As I mentioned earlier, I’m also a big fan of Jerry Goldsmith’s score for this film. Goldsmith wrote a lot of excellent scores in the 80s for films that aren’t always held in such high regard – Outland, Legend etc – and Twilight Zone – The Movie falls into that category, but it’s an extraordinary piece of work, by turns jubilant and terrifying. I think his touching theme for the old folks in Kick the Can is one of the most beautiful pieces of music I’ve ever heard and when the suite for that segment on the soundtrack album mixes into the late Scatman Crothers singing to himself, it never fails to bring a lump to my throat. Goldsmith even cheekily re-used a 6-note motif for the ‘gremlin’ in Nightmare at 20,000 Feet as part of the main theme for the movie Gremlins.

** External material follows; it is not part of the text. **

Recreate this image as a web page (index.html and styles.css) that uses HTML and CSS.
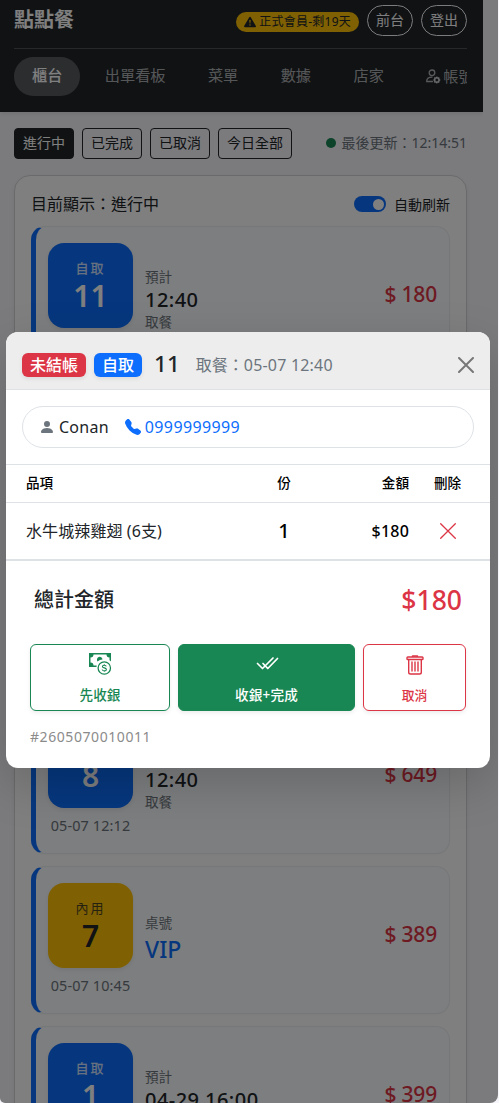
FILE: index.html
```html
<!DOCTYPE html>
<html lang="zh-Hant">
<head>
<meta charset="utf-8">
<title>點點餐</title>
<link rel="stylesheet" href="styles.css">
</head>
<body>
<div class="app">
  <header class="topbar">
    <div class="topbar-row">
      <div class="brand">點點餐</div>
      <span class="member"><svg width="12" height="12" viewBox="0 0 16 16" fill="currentColor"><path d="M8.982 1.566a1.13 1.13 0 0 0-1.96 0L.165 13.233c-.457.778.091 1.767.98 1.767h13.713c.889 0 1.438-.99.98-1.767zM8 5c.535 0 .954.462.9.995l-.35 3.507a.552.552 0 0 1-1.1 0L7.1 5.995A.905.905 0 0 1 8 5m.002 6a1 1 0 1 1 0 2 1 1 0 0 1 0-2"/></svg><span>正式會員-剩19天</span></span>
      <span class="pill">前台</span>
      <span class="pill">登出</span>
    </div>
    <nav class="nav">
      <span class="nav-item active">櫃台</span>
      <span class="nav-item">出單看板</span>
      <span class="nav-item">菜單</span>
      <span class="nav-item">數據</span>
      <span class="nav-item">店家</span>
      <span class="nav-item account"><svg width="16" height="16" viewBox="0 0 16 16" fill="none" stroke="currentColor"><circle cx="7" cy="4.800" r="2.800" stroke-width="1.300"/><path stroke-width="1.300" stroke-linecap="round" d="M7.500 13.500H1.700c-.2-2.800 1.700-4.400 5.300-4.400"/><circle cx="11.800" cy="12" r="2.100" stroke-width="1.700"/><path stroke-width="1.300" d="M11.800 8.500v1.500m0 4v1.500M8.300 12h1.500m4 0h1.500M9.300 9.500l1 1m3 3 1 1m0-5-1 1m-3 3-1 1"/></svg>帳號</span>
    </nav>
  </header>
  <div class="filters">
    <span class="filter on">進行中</span><span class="filter">已完成</span><span class="filter">已取消</span><span class="filter">今日全部</span>
    <span class="updated"><i class="dot"></i><span>最後更新：12:14:51</span></span>
  </div>
  <main class="panel">
    <div class="panel-head">
      <span>目前顯示：進行中</span>
      <span class="switch-wrap"><i class="switch"></i>自動刷新</span>
    </div>
    <article class="order">
      <div class="left"><div class="tile"><small>自取</small><b>11</b></div></div>
      <div class="info"><span>預計</span><strong>12:40</strong><span>取餐</span></div>
      <div class="price">$ 180</div>
    </article>
    <article class="order"></article>
    <article class="order"></article>
    <article class="order">
      <div class="left"><div class="tile"><small></small><b>8</b></div><div class="stamp">05-07 12:12</div></div>
      <div class="info"><span>預計</span><strong>12:40</strong><span>取餐</span></div>
      <div class="price">$ 649</div>
    </article>
    <article class="order">
      <div class="left"><div class="tile dine"><small>內用</small><b>7</b></div><div class="stamp">05-07 10:45</div></div>
      <div class="info"><span>桌號</span><strong class="table">VIP</strong></div>
      <div class="price">$ 389</div>
    </article>
    <article class="order">
      <div class="left"><div class="tile"><small>自取</small><b>1</b></div></div>
      <div class="info"><span>預計</span><strong>04-29 16:00</strong><span>取餐</span></div>
      <div class="price">$ 399</div>
    </article>
  </main>
</div>
<div class="backdrop">
  <section class="modal">
    <header class="modal-head">
      <span class="badge red">未結帳</span>
      <span class="badge blue">自取</span>
      <span class="num">11</span>
      <span class="pickup">取餐：<span class="digits">05-07 12:40</span></span>
      <svg class="close" width="16" height="16" viewBox="0 0 16 16" stroke="#777" stroke-width="2" stroke-linecap="round"><path d="M1 1l14 14M15 1 1 15"/></svg>
    </header>
    <div class="customer">
      <svg width="16" height="16" viewBox="0 0 16 16" fill="#6c757d"><path d="M3 14s-1 0-1-1 1-4 6-4 6 3 6 4-1 1-1 1zm5-6a3 3 0 1 0 0-6 3 3 0 0 0 0 6"/></svg>
      <span class="name">Conan</span>
      <svg width="16" height="16" viewBox="0 0 16 16" fill="#0d6efd"><path fill-rule="evenodd" d="M1.885.511a1.745 1.745 0 0 1 2.610.163L6.290 2.980c.329.423.445.974.315 1.494l-.547 2.190a.68.68 0 0 0 .178.643l2.457 2.457a.68.68 0 0 0 .644.178l2.189-.547a1.750 1.750 0 0 1 1.494.315l2.306 1.794c.829.645.905 1.870.163 2.611l-1.034 1.034c-.740.740-1.846 1.065-2.877.702a18.600 18.600 0 0 1-7.010-4.420 18.600 18.600 0 0 1-4.420-7.009c-.362-1.030-.037-2.137.703-2.877z"/></svg>
      <span class="phone">0999999999</span>
    </div>
    <div class="row head"><span>品項</span><span class="c">份</span><span class="r">金額</span><span class="c">刪除</span></div>
    <div class="row item"><span class="dish">水牛城辣雞翅 (6支)</span><span class="c qty">1</span><span class="r amount">$180</span><span class="c del"><svg width="16" height="16" viewBox="0 0 16 16" stroke="#dc3545" stroke-width="1.300" stroke-linecap="round"><path d="M.7.7l14.600 14.600M15.300.7.7 15.300"/></svg></span></div>
    <div class="total"><span>總計金額</span><strong>$180</strong></div>
    <div class="actions">
      <div class="btn pay"><svg width="24" height="24" viewBox="0 0 24 24" fill="none" stroke="currentColor"><path fill="currentColor" stroke="none" fill-rule="evenodd" d="M1 1h22v8.500a9 9 0 0 0-1.500-1.300V5.500a3 3 0 0 1-3-3h-13a3 3 0 0 1-3 3v5a3 3 0 0 1 3 3h3.200a9 9 0 0 0-.2 1.500H1z"/><path fill="currentColor" stroke="none" d="M14.500 7.500a2.800 2.800 0 1 0-5 1.900 9 9 0 0 1 5-1.900"/><circle cx="16.300" cy="16" r="6.200" stroke-width="1.300"/><path stroke-width="1.100" d="M18.300 14.400c-.2-.8-.9-1.200-2-1.200s-1.900.5-1.900 1.300c0 2 4 .8 4 3 0 .9-.9 1.400-2.100 1.400s-2-.5-2.200-1.400M16.300 12.200v1M16.300 18.800v1"/></svg><span>先收銀</span></div>
      <div class="btn done"><svg width="24" height="24" viewBox="0 0 24 24" fill="none" stroke="currentColor" stroke-width="1.700" stroke-linecap="round" stroke-linejoin="round"><path d="M2.500 11.500l5 5L18 6M8 11.500l1.300 1.300M11.200 14.800l1.600 1.700L22.500 6.500"/></svg><span>收銀+完成</span></div>
      <div class="btn cancel"><svg width="20" height="20" viewBox="0 0 20 20" fill="none" stroke="currentColor" stroke-width="1.400" stroke-linejoin="round"><path d="M7.500 2V1h5v1"/><rect x="2" y="2" width="16" height="2.500" rx=".8"/><path stroke-linecap="round" d="M3.700 4.500v12.700q0 1.800 1.800 1.800h9q1.800 0 1.800-1.800V4.500M7 7v9M10 7v9M13 7v9"/></svg><span>取消</span></div>
    </div>
    <div class="order-id">#2605070010011</div>
  </section>
</div>
</body>
</html>
```
FILE: styles.css
```css
* { box-sizing: border-box; }
html { background: #f6f6fa; }
body {
  margin: 0;
  height: 1103px;
  overflow: hidden;
  position: relative;
  font-family: "Noto Sans", "Noto Sans CJK TC", sans-serif;
  font-size: 16px;
  line-height: 1.5;
  color: #212529;
}
svg { display: block; flex: none; }
.app { width: 483px; height: 1103px; overflow: hidden; }

.topbar { height: 112px; background: #212529; padding: 0 16px 0 14px; box-shadow: 0 2px 4px rgba(0,0,0,.075); color: #fff; }
.topbar-row { height: 49px; display: flex; align-items: center; gap: 8px; padding-bottom: 8px; border-bottom: 1px solid #4d5154; }
.brand { font-size: 20px; font-weight: 700; margin-right: auto; line-height: 40px; }
.member { height: 20px; margin-top: 4px; padding: 0 8px; border-radius: 10px; background: #ffc107; color: #212529; font-size: 12px; letter-spacing: .25px; line-height: 20px; display: flex; align-items: center; gap: 3px; white-space: nowrap; }
.pill { height: 31px; width: 46px; border: 1px solid #f8f9fa; border-radius: 16px; font-size: 14px; line-height: 28px; text-align: center; }
.nav { display: flex; gap: 6.4px; margin-top: 8px; overflow: hidden; }
.nav-item { flex: none; height: 39px; line-height: 37px; padding: 0 18px; border-radius: 20px; font-size: 15.2px; color: rgba(255,255,255,.65); white-space: nowrap; }
.nav-item.active { background: #585b5f; color: #fff; font-weight: 500; }
.account { display: flex; align-items: center; gap: 2px; padding-left: 17px; padding-bottom: 1px; }

.filters { display: flex; gap: 8px; padding: 16px 16px 0 14px; }
.filter { height: 31px; padding: 0 8px; border: 1px solid #212529; border-radius: 4px; font-size: 14px; line-height: 28px; white-space: nowrap; }
.filter.on { background: #212529; color: #fff; }
.updated { margin-left: auto; display: flex; align-items: center; gap: 5px; font-size: 14px; line-height: 20px; padding-bottom: 1px; color: #6c757d; white-space: nowrap; }
.dot { width: 10px; height: 10px; border-radius: 50%; background: #198754; }

.panel { margin: 16px 16px 0 14px; padding: 16px; border: 1px solid #d4d5d8; border-radius: 16px; background: #fff; box-shadow: 0 2px 4px rgba(0,0,0,.06); height: 1100px; }
.panel-head { display: flex; justify-content: space-between; align-items: center; height: 24px; margin-bottom: 10px; }
.switch-wrap { display: flex; align-items: center; gap: 8px; font-size: 14px; }
.switch { width: 32px; height: 16px; border-radius: 8px; background: #0d6efd; padding: 2.500px; display: flex; justify-content: flex-end; }
.switch::after { content: ""; width: 11px; height: 11px; border-radius: 50%; background: #fff; }

.order { display: flex; height: 148px; margin-bottom: 12px; padding: 16px 12px; border: 1px solid #eceff2; border-left: 5px solid #0d6efd; border-radius: 14px; background: #fafcfe; box-shadow: 0 1px 2px rgba(0,0,0,.03); }
.left { width: 85px; }
.tile { width: 85px; height: 85px; border-radius: 16px; background: #0d6efd; color: #fff; display: flex; flex-direction: column; align-items: center; padding-top: 16px; box-shadow: 0 2px 4px rgba(0,0,0,.075); }
.tile small { font-size: 13px; height: 18px; line-height: 18px; letter-spacing: 2px; opacity: .8; font-weight: 500; }
.tile b { font-size: 30px; line-height: 38px; font-weight: 600; }
.tile.dine { background: #ffc107; color: #212529; }
.tile.dine small { font-weight: 400; }
.stamp { font-size: 14.400px; line-height: 20px; margin-top: 8px; letter-spacing: .15px; color: #6c757d; text-align: center; white-space: nowrap; }
.info { display: flex; flex-direction: column; justify-content: center; margin-left: 12px; padding-bottom: 2px; flex: 1; font-size: 13.600px; line-height: 20px; color: #6c757d; }
.info strong { font-size: 20px; line-height: 25px; letter-spacing: .45px; font-weight: 500; color: #212529; white-space: nowrap; }
.info .table { font-size: 23px; line-height: 33px; letter-spacing: 0; color: #0d6efd; }
.price { align-self: center; margin-top: -10px; font-size: 21px; letter-spacing: -.2px; font-weight: 500; color: #dc3545; }

.backdrop { position: absolute; inset: 0 1px 0 0; background: rgba(0,0,0,.5); border-radius: 0 0 8px 5px; display: flex; align-items: flex-start; padding: 332px 8px 0 6px; overflow: hidden; }
.modal { width: 484px; height: 436px; border-radius: 12px; background: #fff; overflow: hidden; box-shadow: 0 16px 48px rgba(0,0,0,.175); }
.modal-head { height: 58px; background: #ededed; border-bottom: 1px solid #dee2e6; padding: 8px 16px 0; display: flex; align-items: center; }
.badge { height: 24px; padding: 0 8px; border-radius: 6px; color: #fff; font-size: 16px; line-height: 24px; font-weight: 500; margin-right: 8px; box-shadow: 0 2px 4px rgba(0,0,0,.075); }
.red { background: #dc3545; }
.blue { background: #0d6efd; }
.num { font-size: 22.500px; line-height: 30px; font-weight: 500; margin-left: 4px; padding-bottom: 2px; }
.pickup { font-size: 16px; color: #6c757d; margin-left: 16px; white-space: nowrap; }
.digits { letter-spacing: .2px; }
.close { margin-left: auto; }
.customer { margin: 16px; height: 42px; border: 1px solid #dee2e6; border-radius: 21px; display: flex; align-items: center; padding: 0 16px; }
.name { margin: 0 16px 0 4px; letter-spacing: .25px; }
.phone { margin-left: 4px; color: #0d6efd; letter-spacing: .38px; }
.row { display: grid; grid-template-columns: 222px 72px 89px 77px; padding-left: 20px; align-items: center; border-top: 1px solid #dee2e6; color: #000; }
.c { text-align: center; }
.r { text-align: right; }
.head { height: 38px; font-size: 13.600px; font-weight: 500; }
.item { height: 59px; border-bottom: 2px solid #dee2e6; }
.dish { color: #212529; letter-spacing: .1px; }
.qty { font-size: 20px; font-weight: 500; }
.amount { font-weight: 500; letter-spacing: .2px; }
.del { display: flex; justify-content: center; }
.total { height: 83px; padding: 0 28px 5px 28px; display: flex; align-items: center; justify-content: space-between; font-size: 20px; font-weight: 500; }
.total strong { font-size: 26.500px; line-height: 40px; font-weight: 500; color: #dc3545; }
.actions { display: grid; grid-template-columns: 140px 177px 103px; gap: 8px; padding: 0 24px; }
.btn { height: 67px; border: 1px solid; border-radius: 6px; display: flex; flex-direction: column; align-items: center; padding-top: 7px; font-size: 13.600px; font-weight: 500; line-height: 20px; box-shadow: 0 2px 4px rgba(0,0,0,.075); }
.btn span { margin-top: auto; padding-bottom: 5px; }
.pay { color: #198754; }
.done { color: #fff; background: #198754; border-color: #198754; letter-spacing: .2px; }
.cancel { color: #dc3545; font-size: 12.800px; padding-top: 10px; }
.order-id { margin: 16px 24px 0; font-size: 14px; line-height: 20px; color: #8b8b8b; letter-spacing: .57px; }
```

Twilight Zone – The Movie is a terrific, undervalued film that fashionably smartarsed film nerds like to decry because they think it makes them sound clever and sophisticated (spoiler: it doesn’t). I love it because it spoke to me at a certain period in my childhood and pointed me in the direction of Rod Serling’s classic TV series, one of the great influences of my life. If the only Twilight Zone you’ve ever seen is the modern iteration… go and watch the classic series. BUT AFTER THAT go and watch Twilight Zone – The Movie because it’s sharp, imaginative and well-written. No-one is a greater supporter of the 60s series than I, but it’s quite clear to me that they could never have made a movie in that style in 1983 (now is a different matter), so what we have is the vision of four of the most innovative directors of the day. It’s not perfect, far from it, but few films of the 80s were and that’s never stopped me from loving any of them.